Do Dating Apps Make Finding Love Harder?
Leanne Gannon is editor of She & Co Magazine
As a former self-confessed Tinderella from the golden age of swiping, I like to think I know what’s what when it comes to online dating in Ireland. Having been through my fair share of dodgy dates during my single days I have to ask, do dating apps like Tinder lessen your chances of finding love?
Reflecting on my own time in Tinderland, I regularly rejected profiles for the most fickle reasons (he used too many emojis, his picture was taken in a bar I HATE, too many pictures of ‘lads’ nights, exes very obviously cropped out). Judging a person harshly on their carefully created online bio means never getting the opportunity to meet in person, a scenario where it's likely you'll see past certain things to discover the real person. Searching for your next squeeze online makes it too easy to dismiss a person with a vicious swipe as you lay on the sofa watching season 1 of SATC (again) in your Primark pjs with your hair in a knot (true story). Are we narrowing our pool of possibility this way?
Apps like Tinder present singles with so many possibilities, flicking through profile after profile until you find one (or ten) that appeal to you. Serving up our dating possibilities on a menu like a line-up at your favourite Mexican (Do I want a burrito or chimichanga?).
There was the Canadian doctor with hipster glasses, a preppy outfit and oddly jarring shaved head who insisted on walking me home after cocktails in a trendy bar one Tuesday night. He professed to immensely enjoying our date before disappearing into the digital fog never to be heard from again. Then there was the 30-year-old accountant with a love of T Swizzle and the very short finance worker who sent a torrent of abuse after I politely declined the offer of a second date. Having met my now partner online a few years ago, I’ve since hung up my swiping pjs for a similarly unflattering pair of comfy men's pjs and the same top knot.
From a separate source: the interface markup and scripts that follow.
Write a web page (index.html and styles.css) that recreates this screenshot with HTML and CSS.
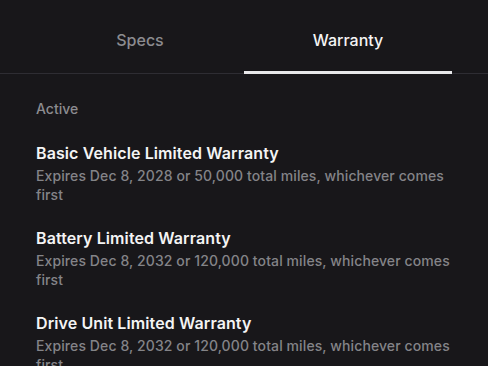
FILE: index.html
```html
<!DOCTYPE html>
<html>
<head>
  <title>Warranty</title>
  <meta name="viewport" content="width=device-width, initial-scale=1">
  <link rel="stylesheet" href="styles.css">
</head>
<body>
  <div class="tabs">
    <div class="tab">Specs</div>
    <div class="tab active">Warranty</div>
  </div>
  <div class="content">
    <div class="section-label">Active</div>
    <div class="item">
      <div class="item-title">Basic Vehicle Limited Warranty</div>
      <div class="item-sub">Expires Dec 8, 2028 or 50,000 total miles, whichever comes first</div>
    </div>
    <div class="item">
      <div class="item-title">Battery Limited Warranty</div>
      <div class="item-sub">Expires Dec 8, 2032 or 120,000 total miles, whichever comes first</div>
    </div>
    <div class="item">
      <div class="item-title">Drive Unit Limited Warranty</div>
      <div class="item-sub">Expires Dec 8, 2032 or 120,000 total miles, whichever comes first</div>
    </div>
  </div>
</body>
</html>
```

FILE: styles.css
```css
body {
  font-family: Inter, "Noto Sans", sans-serif;
  background: #18171a;
  margin: 0;
  padding: 0;
  color: #f2f2f2;
}
.tabs {
  display: flex;
  padding: 0 36px;
  border-bottom: 1px solid #2e2d33;
}
.tab {
  flex: 1;
  text-align: center;
  font-size: 16px;
  font-weight: 500;
  color: #8c8c90;
  line-height: 81px;
  border-bottom: 3px solid transparent;
  margin-bottom: -1px;
  box-sizing: border-box;
  height: 74px;
}
.tab.active {
  color: #f4f4f4;
  border-bottom-color: #e8e8ea;
}
.content {
  padding: 26px 36px 0;
}
.section-label {
  font-size: 14px;
  font-weight: 500;
  color: #8c8c90;
  margin-bottom: 25px;
}
.item {
  margin-bottom: 23px;
}
.item-title {
  font-size: 16px;
  font-weight: 600;
  letter-spacing: 0.1px;
  color: #f4f4f4;
  line-height: 22px;
}
.item-sub {
  font-size: 14px;
  font-weight: 500;
  letter-spacing: 0.1px;
  color: #848488;
  line-height: 19px;
  margin-top: 2px;
}
```
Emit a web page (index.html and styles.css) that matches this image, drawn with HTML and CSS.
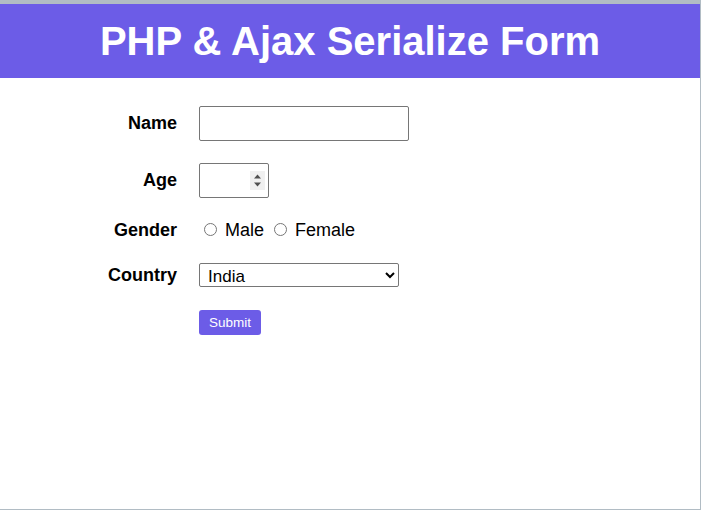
FILE: index.html
```html
<!DOCTYPE html>
<html lang="en">
<head>
<meta charset="utf-8">
<title>PHP &amp; Ajax Serialize Form</title>
<link rel="stylesheet" href="styles.css">
</head>
<body>
<div class="frame">
  <header class="header">
    <h1 class="title">PHP &amp; Ajax Serialize Form</h1>
  </header>
  <form class="form">
    <label class="label" for="name">Name</label>
    <div class="field"><input class="text-input" type="text" id="name" name="name"></div>

    <label class="label" for="age">Age</label>
    <div class="field">
      <span class="num-wrap">
        <input class="num-input" type="number" id="age" name="age">
        <span class="spin" aria-hidden="true">
          <svg width="15" height="19" viewBox="0 0 15 19"><path d="M7.5 3.5 L11 7.5 L4 7.5 Z" fill="#505050"/><path d="M4 11.5 L11 11.5 L7.5 15.5 Z" fill="#505050"/></svg>
        </span>
      </span>
    </div>

    <span class="label">Gender</span>
    <div class="field radios"><input class="radio" type="radio" name="gender" value="male"> Male <input class="radio" type="radio" name="gender" value="female"> Female</div>

    <label class="label" for="country">Country</label>
    <div class="field">
      <select class="select" id="country" name="country">
        <option>India</option>
        <option>Pakistan</option>
        <option>Bangladesh</option>
        <option>Nepal</option>
      </select>
    </div>

    <span class="label"></span>
    <div class="field"><button class="submit" type="button">Submit</button></div>
  </form>
</div>
</body>
</html>
```

FILE: styles.css
```css
html, body {
  margin: 0;
  padding: 0;
  background: #ffffff;
}

body {
  font-family: "Liberation Sans", Arial, sans-serif;
  color: #000000;
}

.frame {
  box-sizing: border-box;
  width: 701px;
  height: 510px;
  border-top: 4px solid #b1bcc4;
  border-right: 1px solid #b1bcc4;
  border-bottom: 1px solid #b1bcc4;
  background: #ffffff;
}

.header {
  background: #6c5ce7;
  height: 74px;
  display: flex;
  align-items: center;
  justify-content: center;
}

.title {
  margin: 0;
  color: #ffffff;
  font-size: 40px;
  font-weight: bold;
  line-height: 46px;
}

.form {
  display: grid;
  grid-template-columns: 177px auto;
  column-gap: 22px;
  row-gap: 22px;
  align-items: center;
  padding-top: 28px;
}

.label {
  text-align: right;
  font-size: 18px;
  font-weight: bold;
  line-height: 21px;
}

.field {
  display: flex;
  align-items: center;
}

.text-input,
.num-input {
  box-sizing: border-box;
  height: 35px;
  margin: 0;
  border: 1px solid #767676;
  border-radius: 2px;
  font-family: "Liberation Sans", Arial, sans-serif;
  font-size: 16px;
  padding: 0 6px;
  background: #ffffff;
}

.text-input {
  width: 210px;
}

.num-wrap {
  position: relative;
  display: block;
  width: 70px;
  height: 35px;
}

.num-input {
  width: 70px;
  -moz-appearance: textfield;
}

.num-input::-webkit-inner-spin-button,
.num-input::-webkit-outer-spin-button {
  -webkit-appearance: none;
  margin: 0;
}

.spin {
  position: absolute;
  left: 51px;
  top: 8px;
  width: 15px;
  height: 19px;
  background: #f0f0f0;
  display: block;
  pointer-events: none;
}

.spin svg {
  display: block;
}

.radios {
  display: block;
  font-size: 18px;
  line-height: 21px;
  white-space: pre;
}

.radio {
  width: 13px;
  height: 13px;
  margin: 3px 3px 0 5px;
}

.select {
  box-sizing: border-box;
  width: 200px;
  height: 24px;
  margin: 0;
  font-family: "Liberation Sans", Arial, sans-serif;
  font-size: 17px;
  border: 1px solid #767676;
  border-radius: 2px;
  background: #ffffff;
  color: #000000;
  padding: 2px 0 0 4px;
}

.submit {
  box-sizing: border-box;
  height: 25px;
  width: 62px;
  padding: 0;
  margin-top: 1px;
  border: none;
  border-radius: 3px;
  background: #6c5ce7;
  color: #ffffff;
  font-family: "Liberation Sans", Arial, sans-serif;
  font-size: 13.5px;
  cursor: pointer;
}
```
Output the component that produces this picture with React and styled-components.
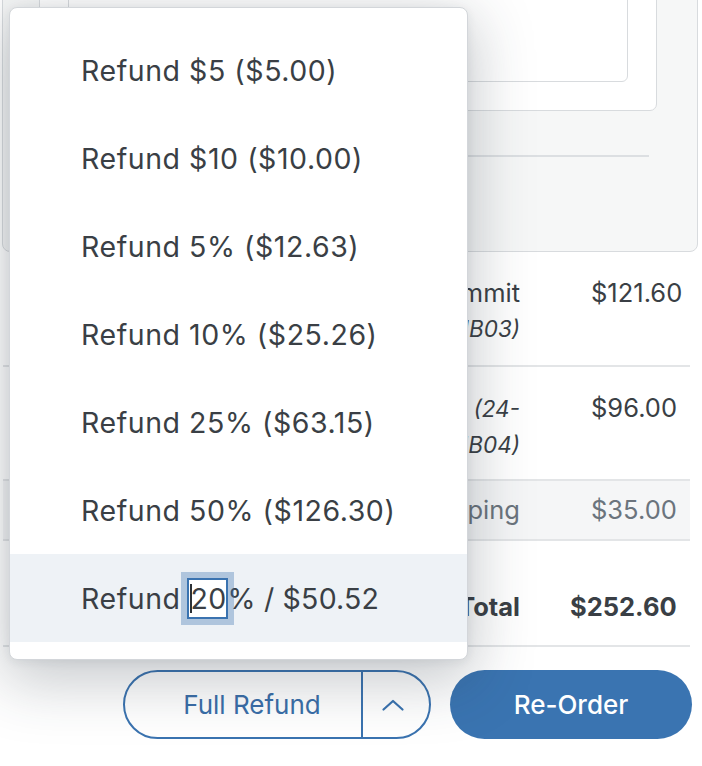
import React from 'react';
import styled, { createGlobalStyle } from 'styled-components';

const GlobalStyle = createGlobalStyle`
    html, body {
        margin: 0;
        padding: 0;
        background: #ffffff;
        overflow: hidden;
    }
    body {
        font-family: Inter, "Noto Sans", "Liberation Sans", sans-serif;
        color: #3a3f45;
    }
`

const Page = styled.div`
    position: relative;
    width: 702px;
    height: 766px;
    overflow: hidden;
`

const Panel = styled.div`
    margin: -40px 4px 0 2px;
    height: 292px;
    box-sizing: border-box;
    padding: 0 40px 0 36px;
    background: #f6f7f7;
    border: 1.5px solid #d8dbde;
    border-radius: 8px;
    display: flex;
    flex-direction: column;
`

const Card = styled.div`
    margin-top: -30px;
    height: 180px;
    box-sizing: border-box;
    padding: 0 28px 28px 28px;
    background: #ffffff;
    border: 1.5px solid #d8dbde;
    border-radius: 7px;
    display: flex;
`

const NoteBox = styled.div`
    flex: 1;
    background: #ffffff;
    border: 1.5px solid #d8dbde;
    border-radius: 6px;
`

const Rule = styled.div`
    margin: 44px 8px 0 14px;
    height: 2px;
    background: #dcdfe2;
`

const Table = styled.div`
    margin: 0 12px 0 3px;
    display: flex;
    flex-direction: column;
`

const Row = styled.div`
    display: grid;
    grid-template-columns: 1fr 120px;
    height: ${p => p.$h}px;
    box-sizing: border-box;
    padding-top: ${p => p.$top}px;
    border-bottom: 2px solid #e3e5e7;
    background: ${p => (p.$muted ? '#f5f6f7' : 'transparent')};
    color: ${p => (p.$muted ? '#6b747d' : '#3a3f45')};
    font-weight: ${p => (p.$bold ? 700 : 400)};
    font-size: 25.5px;
    line-height: 35px;
`

const Name = styled.div`
    padding-right: 50px;
    text-align: right;
    white-space: nowrap;
`

const Line = styled.div``

const Sku = styled.em`
    font-style: italic;
    font-size: 22.5px;
`

const Price = styled.div`
    padding-left: ${p => p.$indent}px;
    white-space: nowrap;
`

const Actions = styled.div`
    margin-top: 23px;
    padding-right: 10px;
    display: flex;
    justify-content: flex-end;
    gap: 19px;
`

const Split = styled.div`
    display: flex;
    height: 69px;
    box-sizing: border-box;
    border: 2px solid #3a73b0;
    border-radius: 35px;
    overflow: hidden;
`

const SplitMain = styled.button`
    width: 238px;
    border: none;
    border-right: 2px solid #3a73b0;
    background: transparent;
    color: #3a6ea8;
    font-family: inherit;
    font-size: 26px;
    padding: 0 0 0 18px;
`

const SplitToggle = styled.button`
    width: 66px;
    border: none;
    background: transparent;
    display: flex;
    align-items: center;
    justify-content: center;
    padding: 0 6px 0 0;
`

const Primary = styled.button`
    width: 242px;
    height: 69px;
    border: none;
    border-radius: 35px;
    background: #3a74b1;
    color: #ffffff;
    font-family: inherit;
    font-size: 26px;
    font-weight: 500;
`

const Menu = styled.div`
    position: absolute;
    left: 9px;
    top: 7px;
    width: 459px;
    height: 653px;
    box-sizing: border-box;
    padding: 18px 0 0;
    background: #ffffff;
    border: 1px solid #d3d6da;
    border-radius: 8px;
    box-shadow: 0 16px 60px 6px rgba(40, 50, 60, 0.26), 0 2px 10px rgba(40, 50, 60, 0.08);
`

const Option = styled.div`
    height: 88px;
    display: flex;
    align-items: center;
    padding-left: 71px;
    font-size: 28.5px;
    letter-spacing: 0.55px;
    color: #3a3f45;
    background: ${p => (p.$active ? '#eef2f6' : 'transparent')};
    white-space: pre;
`

const AmountWrap = styled.span`
    position: relative;
    display: inline-flex;
    margin: 0 0 0 6px;
    &::before {
        content: '';
        position: absolute;
        left: 3px;
        top: 6px;
        bottom: 6px;
        width: 2px;
        background: #2c3136;
    }
`

const AmountInput = styled.input`
    width: 41px;
    height: 41px;
    box-sizing: border-box;
    padding: 0 0 0 2px;
    border: 2px solid #3a73b0;
    background: #ffffff;
    box-shadow: 0 0 0 6px rgba(58, 115, 176, 0.35);
    font-family: inherit;
    font-size: 28.5px;
    letter-spacing: 0.3px;
    color: #3a3f45;
    outline: none;
`

const Tail = styled.span`
    letter-spacing: 0.2px;
`

const presets = [
    'Refund $5 ($5.00)',
    'Refund $10 ($10.00)',
    'Refund 5% ($12.63)',
    'Refund 10% ($25.26)',
    'Refund 25% ($63.15)',
    'Refund 50% ($126.30)',
];

const App = () => {
    return (
        <Page>
            <GlobalStyle />
            <Panel>
                <Card>
                    <NoteBox />
                </Card>
                <Rule />
            </Panel>
            <Table>
                <Row $h={115} $top={23}>
                    <Name>
                        <Line>Summit</Line>
                        <Line><Sku>(24-UB03)</Sku></Line>
                    </Name>
                    <Price $indent={21}>$121.60</Price>
                </Row>
                <Row $h={114} $top={23}>
                    <Name>
                        <Line>Tee <Sku>(24-</Sku></Line>
                        <Line><Sku>UB04)</Sku></Line>
                    </Name>
                    <Price $indent={21}>$96.00</Price>
                </Row>
                <Row $h={60} $top={11} $muted>
                    <Name>Shipping</Name>
                    <Price $indent={21}>$35.00</Price>
                </Row>
                <Row $h={106} $top={48} $bold>
                    <Name>Total</Name>
                    <Price $indent={0}>$252.60</Price>
                </Row>
            </Table>
            <Actions>
                <Split>
                    <SplitMain>Full Refund</SplitMain>
                    <SplitToggle>
                        <svg width="22" height="12" viewBox="0 0 22 12" fill="none">
                            <path d="M1.5 10.5 L11 2 L20.5 10.5" stroke="#3a73b0" strokeWidth="2.2" strokeLinecap="round" strokeLinejoin="round" />
                        </svg>
                    </SplitToggle>
                </Split>
                <Primary>Re-Order</Primary>
            </Actions>
            <Menu>
                {presets.map(label => (
                    <Option key={label}>{label}</Option>
                ))}
                <Option $active>
                    Refund
                    <AmountWrap>
                        <AmountInput readOnly defaultValue="20" />
                    </AmountWrap>
                    <Tail>% / $50.52</Tail>
                </Option>
            </Menu>
        </Page>
    );
}

export default App;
The problem with dating online, is that we’re trying to manufacture a connection based on how we present ourselves online (in the best light possible obvs). We’re getting to cherry pick what we want in a perfect partner based on a snappy bio of winky faces or computer algorithm. Swiping left on anyone who doesn’t make the grade. Tinder offers more options and is convenient. Who wouldn’t want to meet the love of their life while listening to a podcast and swiping on the bus to work? It removes the awkwardness of having to approach someone in real life and risk face to face rejection.
It also appeals to our egos and laziness (holla). Knowing that someone finds you attractive is an instant confidence boost but how many of your matches sit in silence with neither party making an effort to start up a conversation, much less meet up?
Meeting someone in person, the old fashioned way instead of online allows us to focus on finding a connection. There’s no preconceptions of how we expect them to be over who they are in reality and it's easier to overlook ‘flaws’ when standing in front of a real person and not a mute profile. This is where we discover there’s more to them than a blurb on their profile about their fave sports or movies or where they went on holiday in 09'. That connection is more valuable than matching a list of qualities in your head to a bio on your screen.